ボリッチ出現でラ米に新しい政治地図
チリ大統領選挙決選(12月19日)で民社主義の穏健左翼ガブリエル・ボリッチ(35)が次期大統領に決まった。これにより、ラ米諸国の政治潮流は新たに左傾化傾向が顕著になった。
現在、左翼・穏健左翼・進歩主義諸国は;①左翼:共産党独裁キューバ、専横体制ニカラグアおよびベネズエラ②穏健左翼メキシコ、ペルー、亜国、ボリビア③次期穏健左翼政権ホンジュラス、チリの9カ国。
2020年には、コスタ・リカ(2月6日)、コロンビア(5月29日)、ブラジル(10月2日)、ハイチ(日程未定)で大統領選挙が予定されている。ブラジルでは、穏健左翼のルイス=イナシオ・ルーラ=ダ・シルヴァ元大統領の復活当選が確実視されている。ラ米一の大国ブラジルの再左傾化は、ラ米全体に大きな影響を及ぼす。
左翼政権が登場したことのないラ米一保守的なコロンビアでは、前回選挙で存在感を強めた穏健左翼のグスタボ・ペトロに当選可能性が出ている。
伯COL両国で穏健左翼が勝てば、前記9カ国と合わせて計11カ国が左翼・穏健左翼陣営となる。そうなればラ米20カ国の過半数を占め、政治地図は左傾化が鮮明になる。
極右・右翼政権はブラジル、ウルグアイ、パラグアイ、チリ、コロンビア、エクアドール、ホンジュラス、エル・サルバドール、グアテマラ、ハイチ。中道保守政権はコスタ・リカ、パナマ、ドミニカ共和国。
このうちチリとホンジュラスは穏健左翼に移行する。ブラジルとコロンビアには、その可能性がある。
左傾化の原因は、新自由主義経済で拡大した貧困層が2年続くコロナ禍COVID19で痛めつけられたのが大きい。
来年10月までにラ米11カ国が左傾陣営になった場合、それは決して1枚岩にはなりえない。穏健左翼は社会主義革命を目指さず、新自由主義を社会政策拡大によって修正する「人道的資本主義」を目標としているからだ。
穏健左翼はまた、「階級闘争」よりも、人権、女権、環境などに関心が強い。イデオロギーが絡みがちな米中露3大国との関係も是々非々主義で臨む傾向がある。
日本メディアにありがちな「親米・反米」を基準にラ米諸国を観る見方は、米国を起点にしてラ米を捉える点でまず正統的でないうえ、ラ米独自の立場を覆い隠す過ちを犯すことになる。

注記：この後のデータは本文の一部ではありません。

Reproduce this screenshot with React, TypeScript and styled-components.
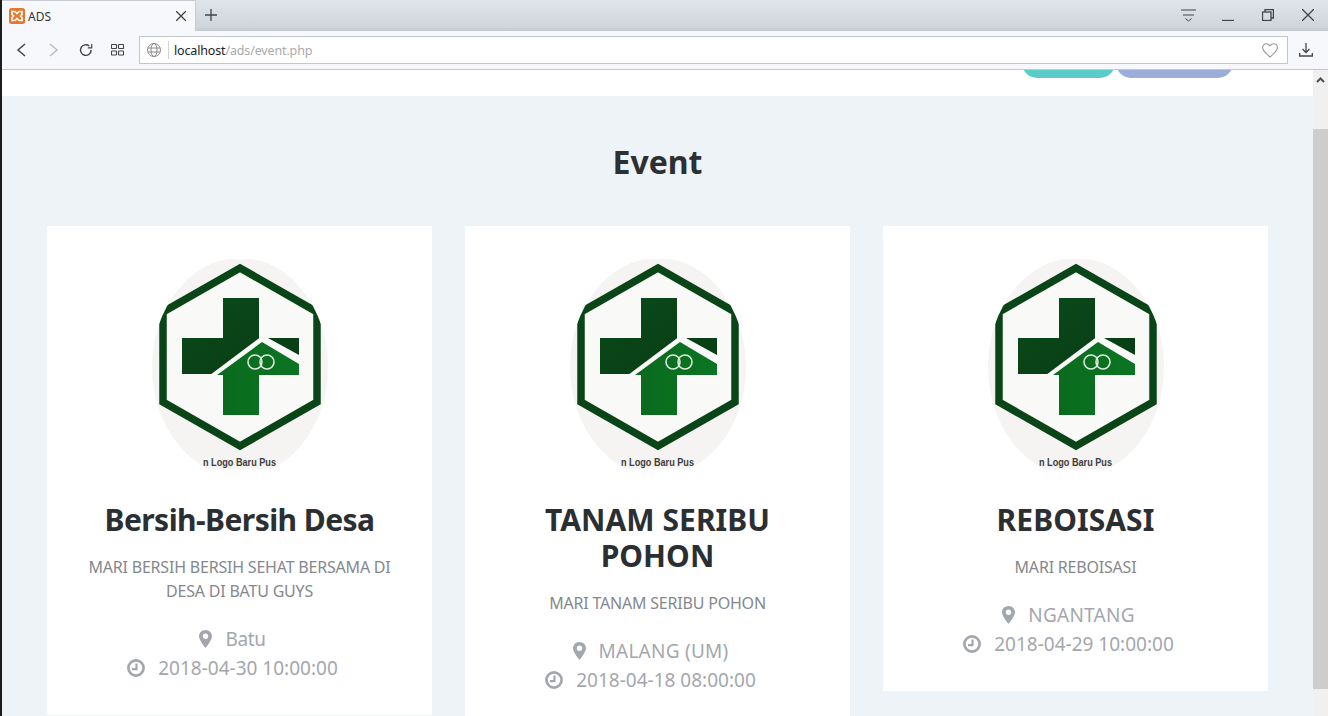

もし米国の眼鏡でラ米を観るなら、ラ米から米国を眺める視点も欠かしてはなるまい。
左翼・穏健左翼は多様性に富む。保守・右翼陣営も同じだ。多角的、複眼的視野でラ米を眺めることが一層必要になる。
付記すれば、若い新指導者ボリッチは東西冷戦期の体験も記憶もない。自国のピノチェー独裁期については、学習し、追体験している。ボリッチの信条は「多思想・多党制民主」であり、一党体制のキューバや、左翼専横体制のベネズエラ、ニカラグアとは一線を画すだろう。